↓↓↓

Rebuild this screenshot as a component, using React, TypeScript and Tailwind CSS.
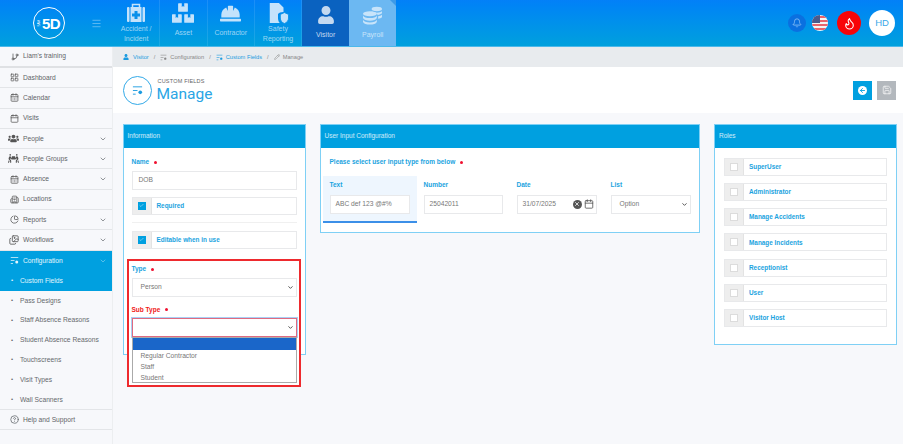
import { useState } from "react";
import { Bell, Calendar, CalendarDays, ChevronDown, CircleHelp, Flame, GitBranch, LayoutGrid, Menu, Pencil, Save, Building2, PieChart, Images, X, ArrowLeft, Check } from "lucide-react";
import { FaBoxes, FaHardHat, FaUser, FaUsers, FaPeopleCarry } from "react-icons/fa";

function MedicalIcon() {
  return (
    <svg viewBox="0 0 20 20" className="w-[20px] h-[20px]" fill="currentColor">
      <path d="M6.500 4V1.500h7V4" fill="none" stroke="currentColor" strokeWidth="1.500" />
      <rect x="1" y="4" width="2.500" height="15" rx="1" />
      <rect x="16.500" y="4" width="2.500" height="15" rx="1" />
      <path d="M4.500 4h11v15h-11z" />
      <path d="M8.500 8h3v2.500H14v3h-2.500V16h-3v-2.500H6v-3h2.500z" fill="#0a90ea" />
    </svg>
  );
}

function SafetyIcon() {
  return (
    <svg viewBox="0 0 24 24" className="w-[22px] h-[22px]" fill="currentColor">
      <path d="M3 1h10l5 5v5c-3 0-5 1-6 2v5c0 2 1 4 2 5H3z" />
      <path d="M19 11.500l4.500 2v4c0 3-2 5-4.500 6-2.500-1-4.500-3-4.500-6v-4z" stroke="#0892e8" strokeWidth="1" />
    </svg>
  );
}

function PayrollIcon() {
  return (
    <svg viewBox="0 0 24 22" className="w-[21px] h-[19px]" fill="currentColor">
      <ellipse cx="9" cy="9" rx="8" ry="3" />
      <path d="M1 11c1 2 4 3 8 3s7-1 8-3v3c-1 2-4 3-8 3s-7-1-8-3z" />
      <path d="M1 16c1 2 4 3 8 3s7-1 8-3v2.500c-1 2-4 3-8 3s-7-1-8-3z" />
      <ellipse cx="17" cy="3.500" rx="6" ry="2.500" />
      <path d="M11 6c1 1 3 1.700 6 1.700S22 7 23 6v2.500c-1 1-3 1.700-5 1.800-.5-1.300-2.500-2.300-7-3z" />
      <path d="M18.500 12c2-.2 3.500-.8 4.500-1.800v2.800c-1 1-2.500 1.600-4.500 1.800z" />
    </svg>
  );
}

function ConfigIcon({ size = 9, className = "" }: { size?: number; className?: string }) {
  return (
    <svg viewBox="0 0 12 12" width={size} height={size} className={className} fill="none" stroke="currentColor" strokeWidth="1">
      <path d="M1 2h10M1 6h5M1 10h3" />
      <circle cx="9" cy="8" r="2" fill="currentColor" stroke="none" />
    </svg>
  );
}

const tiles = [
  { icon: <MedicalIcon />, label: ["Accident /", "Incident"] },
  { icon: <FaBoxes size={22} />, label: ["Asset"] },
  { icon: <FaHardHat size={21} />, label: ["Contractor"] },
  { icon: <SafetyIcon />, label: ["Safety", "Reporting"] },
];

const topItems = [
  { icon: <LayoutGrid size={9} />, label: "Dashboard" },
  { icon: <CalendarDays size={9} />, label: "Calendar" },
  { icon: <Calendar size={9} />, label: "Visits" },
  { icon: <FaUsers size={11} />, label: "People", more: true },
  { icon: <FaPeopleCarry size={11} />, label: "People Groups", more: true },
  { icon: <CalendarDays size={9} />, label: "Absence", more: true },
  { icon: <Building2 size={9} />, label: "Locations" },
  { icon: <PieChart size={9} />, label: "Reports", more: true },
  { icon: <Images size={10} />, label: "Workflows", more: true },
];

const subItems = ["Pass Designs", "Staff Absence Reasons", "Student Absence Reasons", "Touchscreens", "Visit Types", "Wall Scanners"];

const roles = ["SuperUser", "Administrator", "Manage Accidents", "Manage Incidents", "Receptionist", "User", "Visitor Host"];

function SideRow({ icon, label, more }: { icon: React.ReactNode; label: string; more?: boolean }) {
  return (
    <div className="h-[20.3px] flex items-center border-b border-[#e3e5e8] text-[#5f6468]">
      <span className="w-[23px] flex justify-end pr-[4px] text-[#555]">{icon}</span>
      <span>{label}</span>
      {more && <ChevronDown size={8} className="ml-auto mr-[5px]" />}
    </div>
  );
}

function Card({ title, className, children }: { title: string; className: string; children: React.ReactNode }) {
  return (
    <div className={`relative bg-white border border-[#7fd0f5] ${className}`}>
      <div className="h-[23px] bg-[#00a0e0] text-white/80 text-[6.500px] flex items-center pl-[4px]">{title}</div>
      {children}
    </div>
  );
}

function Field({ value, className = "" }: { value: string; className?: string }) {
  return <div className={`h-[19px] bg-white border border-[#e8e9eb] text-[#777] text-[6.700px] flex items-center pl-[5px] ${className}`}>{value}</div>;
}

function CheckRow({ label, checked }: { label: string; checked?: boolean }) {
  return (
    <div className="h-[18px] flex border border-[#e8e9eb] bg-white">
      <div className="w-[19px] bg-[#eeeeee] flex items-center justify-center border-r border-[#e3e3e3]">
        {checked ? (
          <span className="w-[8px] h-[8px] bg-[#00a0e0] flex items-center justify-center"><Check size={5} className="text-white" /></span>
        ) : (
          <span className="w-[8px] h-[8px] bg-white border border-[#dcdcdc]" />
        )}
      </div>
      <div className="pl-[5px] flex items-center text-[#1ba3e0] text-[6.400px] font-bold">{label}</div>
    </div>
  );
}

function Label({ text, required, red }: { text: string; required?: boolean; red?: boolean }) {
  return (
    <div className={`h-[9px] flex items-center text-[6.500px] font-bold ${red ? "text-[#f02020]" : "text-[#1ba3e0]"}`}>
      {text}
      {required && <span className="ml-[5px] w-[3px] h-[3px] rounded-full bg-[#f01030]" />}
    </div>
  );
}

function SelectBox({ value, active }: { value: string; active?: boolean }) {
  return (
    <div className={`h-[19px] bg-white flex items-center justify-between pl-[8px] pr-[2px] text-[6.700px] text-[#777] border ${active ? "border-[#e06a80] outline outline-1 outline-[#a9d1f5]" : "border-[#e8e9eb]"}`}>
      <span>{value}</span>
      <ChevronDown size={7} strokeWidth={3} className="text-[#444]" />
    </div>
  );
}

export default function App() {
  const [subType] = useState("");

  return (
    <div className="w-[903px] h-[444px] overflow-hidden flex flex-col bg-[#f7f8fb] font-['Liberation_Sans',Arial,sans-serif]">
      {/* HEADER */}
      <div className="h-[47px] shrink-0 flex bg-gradient-to-b from-[#0380f8] to-[#00a0dd] border-b border-[#4cb8ea]">
        <div className="w-[113px] shrink-0 flex items-center pl-[33px]">
          <div className="w-[32px] h-[32px] rounded-full border-[1.5px] border-white flex items-center justify-center text-white">
            <span className="text-[3px] -rotate-90 w-[3px] flex justify-center">SAM</span>
            <span className="text-[15px] font-bold leading-none tracking-[-0.5px] ml-[1px]">5D</span>
          </div>
          <Menu size={11} strokeWidth={1.5} className="ml-[26px] text-white/50" />
        </div>
        {tiles.map((t) => (
          <div key={t.label[0]} className="w-[47.300px] flex flex-col items-center pt-[3px] border-r border-white/10 text-white/60">
            <div className="h-[20px] flex items-center justify-center text-[#c4e2fb]">{t.icon}</div>
            <div className={`text-[7px] leading-[10px] text-center ${t.label.length === 1 ? "mt-[5px]" : "mt-[1px]"}`}>
              {t.label.map((l) => <div key={l}>{l}</div>)}
            </div>
          </div>
        ))}
        <div className="w-[47px] bg-[#0a62c0] flex flex-col items-center pt-[6px] text-[#c4d9f0]">
          <FaUser size={18} />
          <div className="text-[7px] mt-[6px]">Visitor</div>
        </div>
        <div className="relative w-[47px] bg-[#6cb8f2] flex flex-col items-center pt-[6px] text-[#c8e4fa]">
          <PayrollIcon />
          <div className="text-[7px] mt-[5px]">Payroll</div>
          <svg viewBox="0 0 6 6" className="absolute right-0 top-0 w-[6px] h-[6px]"><path d="M0 0h6v6z" fill="#3d9ae8" /></svg>
        </div>
        <div className="ml-auto flex items-center pr-[8px]">
          <div className="w-[18px] h-[18px] rounded-full bg-[#0a70e0] flex items-center justify-center text-[#8cc0f4]">
            <Bell size={10} />
          </div>
          <svg viewBox="0 0 16 16" className="w-[16px] h-[16px] ml-[6px] rounded-full">
            <rect width="16" height="16" fill="#f4f4f4" />
            <rect y="1" width="16" height="2" fill="#e8646c" />
            <rect y="5" width="16" height="2" fill="#e8646c" />
            <rect y="9" width="16" height="2" fill="#e8646c" />
            <rect y="13" width="16" height="2" fill="#e8646c" />
            <rect width="8" height="8" fill="#4a5a8c" />
          </svg>
          <div className="w-[24px] h-[24px] ml-[9px] rounded-full bg-[#f80408] flex items-center justify-center text-white">
            <Flame size={13} />
          </div>
          <div className="w-[26px] h-[26px] ml-[8px] rounded-full bg-white flex items-center justify-center text-[9.500px] text-[#3aa8e8]">HD</div>
        </div>
      </div>

      <div className="flex-1 flex min-h-0">
        {/* SIDEBAR */}
        <div className="w-[113px] shrink-0 border-r border-[#eceef0] text-[6.700px]">
          <div className="h-[21px] flex items-center border-b-2 border-[#dfe1e4] text-[#5f6468]">
            <span className="w-[23px] flex justify-end pr-[4px]"><GitBranch size={8} className="text-[#444]" /></span>
            Liam's training
          </div>
          {topItems.map((i) => <SideRow key={i.label} {...i} />)}
          <div className="h-[20px] bg-[#00a0e0] flex items-center text-white/90">
            <span className="w-[23px] flex justify-end pr-[4px]"><ConfigIcon /></span>
            Configuration
            <ChevronDown size={8} className="ml-auto mr-[5px] text-white/50" />
          </div>
          <div className="h-[20px] bg-[#00a0e0] flex items-center text-white/90">
            <span className="w-[20px] pl-[11px] text-[6px]">•</span>Custom Fields
          </div>
          {subItems.map((s) => (
            <div key={s} className="h-[19.800px] flex items-center text-[#66696d]">
              <span className="w-[20px] pl-[11px] text-[6px]">•</span>{s}
            </div>
          ))}
          <div className="h-[20.500px] flex items-center text-[#5f6468] border-y border-[#e3e5e8]">
            <span className="w-[23px] flex justify-end pr-[4px]"><CircleHelp size={9} /></span>
            Help and Support
          </div>
        </div>

        {/* MAIN */}
        <div className="flex-1 min-w-0 flex flex-col">
          <div className="h-[20px] bg-[#e8ebee] flex items-center pl-[10px] text-[5.700px] text-[#888] gap-[3px]">
            <FaUser size={6} className="text-[#1b9be0]" />
            <span className="text-[#1b9be0] ml-[1px]">Visitor</span><span className="mx-[2px]">/</span>
            <ConfigIcon size={7} />
            <span>Configuration</span><span className="mx-[2px]">/</span>
            <ConfigIcon size={7} className="text-[#1b9be0]" />
            <span className="text-[#1b9be0]">Custom Fields</span><span className="mx-[2px]">/</span>
            <Pencil size={6} />
            <span>Manage</span>
          </div>

          <div className="h-[46px] bg-white flex items-center pl-[9.500px] pr-[7px]">
            <div className="w-[29px] h-[29px] rounded-full border border-[#33aae8] flex items-center justify-center text-[#1b9be0]">
              <ConfigIcon size={11} />
            </div>
            <div className="ml-[5px] mt-[1px]">
              <div className="ml-[1px] text-[5.500px] text-[#666] tracking-[0.2px] leading-[7px]">CUSTOM FIELDS</div>
              <div className="text-[15.500px] leading-[18px] text-[#2aa5e5] font-['Roboto',sans-serif]">Manage</div>
            </div>
            <div className="ml-auto flex gap-[5px]">
              <div className="w-[19px] h-[19px] bg-[#00a0e0] flex items-center justify-center">
                <span className="w-[9px] h-[9px] rounded-full bg-white flex items-center justify-center"><ArrowLeft size={7} strokeWidth={3} className="text-[#00a0e0]" /></span>
              </div>
              <div className="w-[19px] h-[19px] bg-[#b3b8bd] flex items-center justify-center"><Save size={10} className="text-white/80" /></div>
            </div>
          </div>

          <div className="flex items-start pl-[9.500px] pt-[10.500px] gap-[14px]">
            {/* INFORMATION */}
            <Card title="Information" className="w-[183px] h-[231px]">
              <div className="absolute left-[3px] top-[134px] w-[174px] h-[128px] bg-white border-2 border-[#ee2a2e] z-10" />
              <div className="relative z-20 px-[8px] pt-[10px]">
                <Label text="Name" required />
                <Field value="DOB" className="mt-[4px] pl-[6px]" />
                <div className="mt-[7px]"><CheckRow label="Required" checked /></div>
                <div className="h-px bg-[#f0f0f0] mt-[7px] mb-[8px]" />
                <CheckRow label="Editable when in use" checked />
                <div className="mt-[16px]"><Label text="Type" required /></div>
                <div className="mt-[4px]"><SelectBox value="Person" /></div>
                <div className="mt-[8.500px]"><Label text="Sub Type" required red /></div>
                <div className="relative mt-[4px]">
                  <SelectBox value={subType} active />
                  <div className="absolute left-0 right-0 top-[19px] h-[46px] bg-white border border-[#aaa] text-[6.700px] text-[#777]">
                    <div className="h-[11.500px] bg-[#1a66c9]" />
                    <div className="pl-[8px] leading-[11.300px]">
                      <div>Regular Contractor</div>
                      <div>Staff</div>
                      <div>Student</div>
                    </div>
                  </div>
                </div>
              </div>
            </Card>

            {/* USER INPUT */}
            <Card title="User Input Configuration" className="w-[380.500px] h-[109.500px]">
              <div className="pt-[10px] pl-[9px]"><Label text="Please select user input type from below" required /></div>
              <div className="flex pl-[2px] mt-[9px]">
                <div className="w-[94px] h-[47px] bg-[#eef6fe] border-b-2 border-[#3b8fe8] px-[7px] pt-[5px]">
                  <Label text="Text" />
                  <Field value="ABC def 123 @#%" className="mt-[5px]" />
                </div>
                <div className="w-[93px] px-[7px] pt-[5px]">
                  <Label text="Number" />
                  <Field value="25042011" className="mt-[5px] w-[79px]" />
                </div>
                <div className="w-[94px] px-[7px] pt-[5px]">
                  <Label text="Date" />
                  <div className="mt-[5px] h-[19px] border border-[#e8e9eb] flex items-center pl-[5px] pr-[2px] text-[6.700px] text-[#777] w-[80px]">
                    31/07/2025
                    <span className="ml-auto w-[9px] h-[9px] rounded-full bg-[#555] flex items-center justify-center"><X size={6} strokeWidth={3} className="text-white" /></span>
                    <Calendar size={10} className="ml-[2px] text-[#555]" />
                  </div>
                </div>
                <div className="w-[94px] px-[7px] pt-[5px]">
                  <Label text="List" />
                  <div className="mt-[5px] w-[80px]"><SelectBox value="Option" /></div>
                </div>
              </div>
            </Card>

            {/* ROLES */}
            <Card title="Roles" className="w-[183px] h-[221px]">
              <div className="px-[9px] pt-[10px] flex flex-col gap-[7.300px]">
                {roles.map((r) => <CheckRow key={r} label={r} />)}
              </div>
            </Card>
          </div>
        </div>
      </div>
    </div>
  );
}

↑↑↑

Copy nothing but the lines from the first one in the listing through the line with "FaUser, FaUsers, FaPeopleCarry", and omit the pictures.

Answer to this problem:
Rebuild this screenshot as a component, using React, TypeScript and Tailwind CSS.
import { useState } from "react";
import { Bell, Calendar, CalendarDays, ChevronDown, CircleHelp, Flame, GitBranch, LayoutGrid, Menu, Pencil, Save, Building2, PieChart, Images, X, ArrowLeft, Check } from "lucide-react";
import { FaBoxes, FaHardHat, FaUser, FaUsers, FaPeopleCarry } from "react-icons/fa";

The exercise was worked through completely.